▶ [Aim of the exercise]: Copy each line of the data below with the word "styles".
++++ Extracted data
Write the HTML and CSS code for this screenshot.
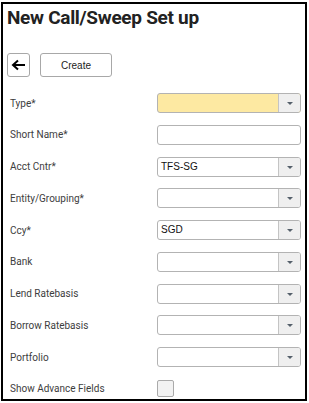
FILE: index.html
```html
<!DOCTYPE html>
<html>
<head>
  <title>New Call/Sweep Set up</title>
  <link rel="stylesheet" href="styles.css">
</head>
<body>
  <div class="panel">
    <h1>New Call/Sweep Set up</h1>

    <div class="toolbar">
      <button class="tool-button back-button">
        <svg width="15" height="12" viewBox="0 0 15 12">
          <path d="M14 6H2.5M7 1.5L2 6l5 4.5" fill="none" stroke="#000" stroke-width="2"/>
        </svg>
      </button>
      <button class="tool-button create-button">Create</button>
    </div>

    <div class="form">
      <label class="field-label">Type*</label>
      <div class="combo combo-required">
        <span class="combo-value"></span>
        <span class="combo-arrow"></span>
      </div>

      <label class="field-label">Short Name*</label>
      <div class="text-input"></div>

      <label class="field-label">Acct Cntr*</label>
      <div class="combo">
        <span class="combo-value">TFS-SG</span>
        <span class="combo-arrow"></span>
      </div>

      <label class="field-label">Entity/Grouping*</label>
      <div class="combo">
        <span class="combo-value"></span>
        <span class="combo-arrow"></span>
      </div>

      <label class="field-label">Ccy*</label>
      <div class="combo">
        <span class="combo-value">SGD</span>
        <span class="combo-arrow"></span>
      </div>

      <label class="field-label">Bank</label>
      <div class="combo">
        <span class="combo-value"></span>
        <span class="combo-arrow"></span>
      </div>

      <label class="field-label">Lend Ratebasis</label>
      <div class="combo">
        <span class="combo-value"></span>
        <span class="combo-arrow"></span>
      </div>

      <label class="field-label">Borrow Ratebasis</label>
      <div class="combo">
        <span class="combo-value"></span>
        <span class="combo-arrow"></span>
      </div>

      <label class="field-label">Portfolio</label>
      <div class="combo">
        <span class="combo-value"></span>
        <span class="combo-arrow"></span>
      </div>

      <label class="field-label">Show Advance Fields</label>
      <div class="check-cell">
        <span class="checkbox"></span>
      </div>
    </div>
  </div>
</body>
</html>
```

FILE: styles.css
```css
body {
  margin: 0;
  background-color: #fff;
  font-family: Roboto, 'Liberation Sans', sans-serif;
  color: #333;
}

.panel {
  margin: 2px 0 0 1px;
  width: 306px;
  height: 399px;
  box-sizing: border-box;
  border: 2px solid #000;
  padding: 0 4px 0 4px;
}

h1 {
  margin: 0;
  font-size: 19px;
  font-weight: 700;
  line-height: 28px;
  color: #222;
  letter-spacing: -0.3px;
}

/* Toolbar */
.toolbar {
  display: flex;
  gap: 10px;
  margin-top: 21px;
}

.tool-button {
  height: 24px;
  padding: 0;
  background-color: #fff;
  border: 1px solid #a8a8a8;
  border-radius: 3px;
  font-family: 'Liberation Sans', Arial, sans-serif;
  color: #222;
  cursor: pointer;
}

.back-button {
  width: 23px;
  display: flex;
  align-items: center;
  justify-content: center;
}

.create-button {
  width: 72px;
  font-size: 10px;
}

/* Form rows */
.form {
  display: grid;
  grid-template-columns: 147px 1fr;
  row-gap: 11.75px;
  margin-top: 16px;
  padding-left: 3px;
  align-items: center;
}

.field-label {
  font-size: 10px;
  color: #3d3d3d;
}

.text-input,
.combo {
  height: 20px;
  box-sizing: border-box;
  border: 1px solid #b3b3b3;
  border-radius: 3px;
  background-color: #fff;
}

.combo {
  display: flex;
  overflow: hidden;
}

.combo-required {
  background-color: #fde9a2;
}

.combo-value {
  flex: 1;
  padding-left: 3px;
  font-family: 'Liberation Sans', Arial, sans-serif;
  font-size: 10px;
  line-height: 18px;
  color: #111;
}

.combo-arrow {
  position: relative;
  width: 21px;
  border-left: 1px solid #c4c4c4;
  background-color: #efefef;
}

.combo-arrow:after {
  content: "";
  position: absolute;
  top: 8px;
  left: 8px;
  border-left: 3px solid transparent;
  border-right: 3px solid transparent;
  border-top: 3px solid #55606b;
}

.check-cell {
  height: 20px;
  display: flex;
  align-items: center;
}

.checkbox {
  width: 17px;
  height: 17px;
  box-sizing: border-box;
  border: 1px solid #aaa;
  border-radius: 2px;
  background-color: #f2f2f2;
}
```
++++++++
++++ Extracted data
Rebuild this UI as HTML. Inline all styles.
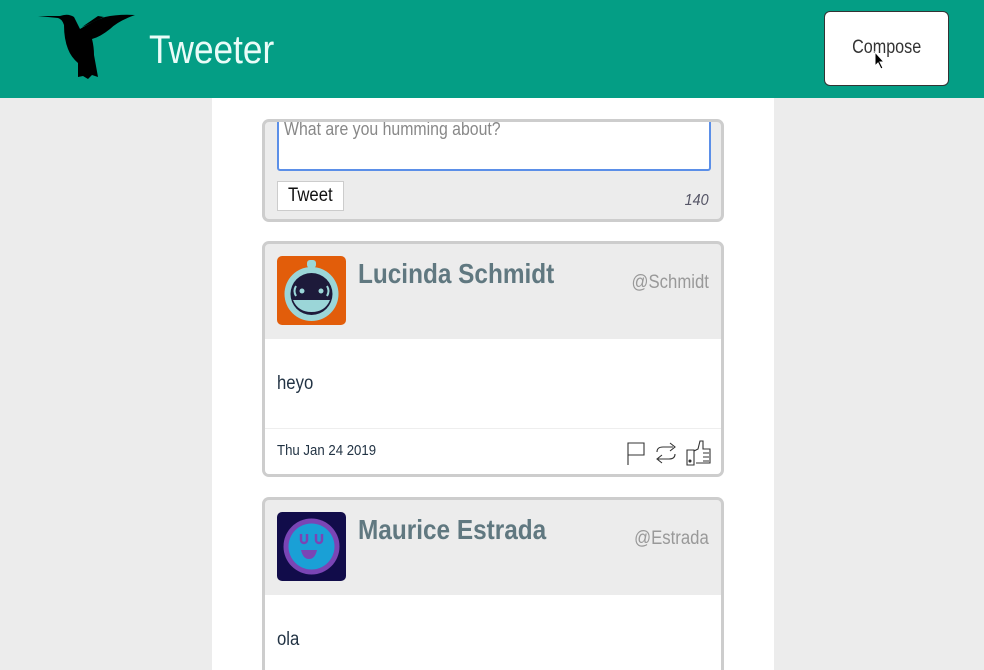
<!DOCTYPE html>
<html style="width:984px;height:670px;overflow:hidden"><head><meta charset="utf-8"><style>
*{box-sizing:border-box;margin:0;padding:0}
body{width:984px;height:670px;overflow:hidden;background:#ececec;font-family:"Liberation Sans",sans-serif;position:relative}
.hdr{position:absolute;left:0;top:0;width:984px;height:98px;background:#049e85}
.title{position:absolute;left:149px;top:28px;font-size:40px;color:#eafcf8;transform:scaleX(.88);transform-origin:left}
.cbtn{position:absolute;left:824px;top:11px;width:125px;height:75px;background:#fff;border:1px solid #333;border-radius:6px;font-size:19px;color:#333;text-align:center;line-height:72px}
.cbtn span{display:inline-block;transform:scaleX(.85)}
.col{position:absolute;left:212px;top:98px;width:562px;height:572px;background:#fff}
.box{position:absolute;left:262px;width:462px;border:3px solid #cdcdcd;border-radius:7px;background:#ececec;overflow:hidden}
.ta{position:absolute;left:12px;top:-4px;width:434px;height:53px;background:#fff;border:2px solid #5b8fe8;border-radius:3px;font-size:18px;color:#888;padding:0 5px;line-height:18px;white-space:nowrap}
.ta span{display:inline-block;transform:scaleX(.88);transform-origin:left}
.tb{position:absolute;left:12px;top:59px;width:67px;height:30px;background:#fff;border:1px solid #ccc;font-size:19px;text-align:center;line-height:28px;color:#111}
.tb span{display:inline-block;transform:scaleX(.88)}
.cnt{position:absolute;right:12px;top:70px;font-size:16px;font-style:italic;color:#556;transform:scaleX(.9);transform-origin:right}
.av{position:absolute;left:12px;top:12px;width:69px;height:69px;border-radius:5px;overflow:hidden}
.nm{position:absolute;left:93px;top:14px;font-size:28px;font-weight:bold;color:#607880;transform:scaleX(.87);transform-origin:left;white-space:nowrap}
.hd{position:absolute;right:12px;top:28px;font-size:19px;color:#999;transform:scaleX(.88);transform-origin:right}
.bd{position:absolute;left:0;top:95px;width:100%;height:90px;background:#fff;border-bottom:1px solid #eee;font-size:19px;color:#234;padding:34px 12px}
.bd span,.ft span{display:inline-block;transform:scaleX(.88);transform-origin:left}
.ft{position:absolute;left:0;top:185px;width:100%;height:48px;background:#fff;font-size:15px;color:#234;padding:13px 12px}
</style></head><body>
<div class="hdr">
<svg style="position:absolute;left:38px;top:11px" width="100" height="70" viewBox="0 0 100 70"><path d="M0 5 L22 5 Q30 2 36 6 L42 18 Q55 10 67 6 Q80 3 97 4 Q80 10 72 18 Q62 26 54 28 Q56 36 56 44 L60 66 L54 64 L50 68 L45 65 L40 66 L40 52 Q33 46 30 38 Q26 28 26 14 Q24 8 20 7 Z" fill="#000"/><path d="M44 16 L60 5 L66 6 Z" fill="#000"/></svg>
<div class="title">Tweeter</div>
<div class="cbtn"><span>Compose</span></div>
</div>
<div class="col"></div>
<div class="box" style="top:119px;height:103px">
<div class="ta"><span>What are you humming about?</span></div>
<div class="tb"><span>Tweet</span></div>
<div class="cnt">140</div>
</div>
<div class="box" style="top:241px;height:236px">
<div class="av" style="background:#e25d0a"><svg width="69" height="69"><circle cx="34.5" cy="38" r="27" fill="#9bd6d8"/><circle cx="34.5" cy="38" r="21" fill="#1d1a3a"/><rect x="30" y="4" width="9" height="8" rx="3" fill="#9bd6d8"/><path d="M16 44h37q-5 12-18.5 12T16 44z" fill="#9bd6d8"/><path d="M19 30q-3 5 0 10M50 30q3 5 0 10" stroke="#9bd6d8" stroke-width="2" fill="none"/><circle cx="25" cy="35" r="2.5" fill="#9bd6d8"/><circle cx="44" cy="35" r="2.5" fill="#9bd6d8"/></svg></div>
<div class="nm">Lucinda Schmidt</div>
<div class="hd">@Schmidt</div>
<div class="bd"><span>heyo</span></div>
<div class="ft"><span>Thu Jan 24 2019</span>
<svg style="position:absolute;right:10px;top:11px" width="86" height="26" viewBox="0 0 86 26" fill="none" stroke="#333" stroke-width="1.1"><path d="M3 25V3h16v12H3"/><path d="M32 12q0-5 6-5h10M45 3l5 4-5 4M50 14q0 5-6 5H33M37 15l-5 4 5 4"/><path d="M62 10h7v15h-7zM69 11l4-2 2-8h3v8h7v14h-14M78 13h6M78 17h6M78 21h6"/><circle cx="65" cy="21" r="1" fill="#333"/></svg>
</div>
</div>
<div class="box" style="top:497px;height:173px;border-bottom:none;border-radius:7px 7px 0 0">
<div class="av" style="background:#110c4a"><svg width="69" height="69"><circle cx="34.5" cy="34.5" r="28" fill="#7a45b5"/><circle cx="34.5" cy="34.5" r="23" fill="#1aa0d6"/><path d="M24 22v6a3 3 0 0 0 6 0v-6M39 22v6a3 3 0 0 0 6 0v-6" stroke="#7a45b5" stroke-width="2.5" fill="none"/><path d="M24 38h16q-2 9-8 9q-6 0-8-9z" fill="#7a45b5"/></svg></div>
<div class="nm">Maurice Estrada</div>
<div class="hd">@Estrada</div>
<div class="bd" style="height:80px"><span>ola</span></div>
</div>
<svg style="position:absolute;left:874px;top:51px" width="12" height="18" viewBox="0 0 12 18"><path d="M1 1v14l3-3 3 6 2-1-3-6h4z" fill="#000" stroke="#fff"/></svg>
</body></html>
++++++++
▶ [Result of this exercise]:
  <link rel="stylesheet" href="styles.css">
FILE: styles.css
Rebuild this UI as HTML. Inline all styles.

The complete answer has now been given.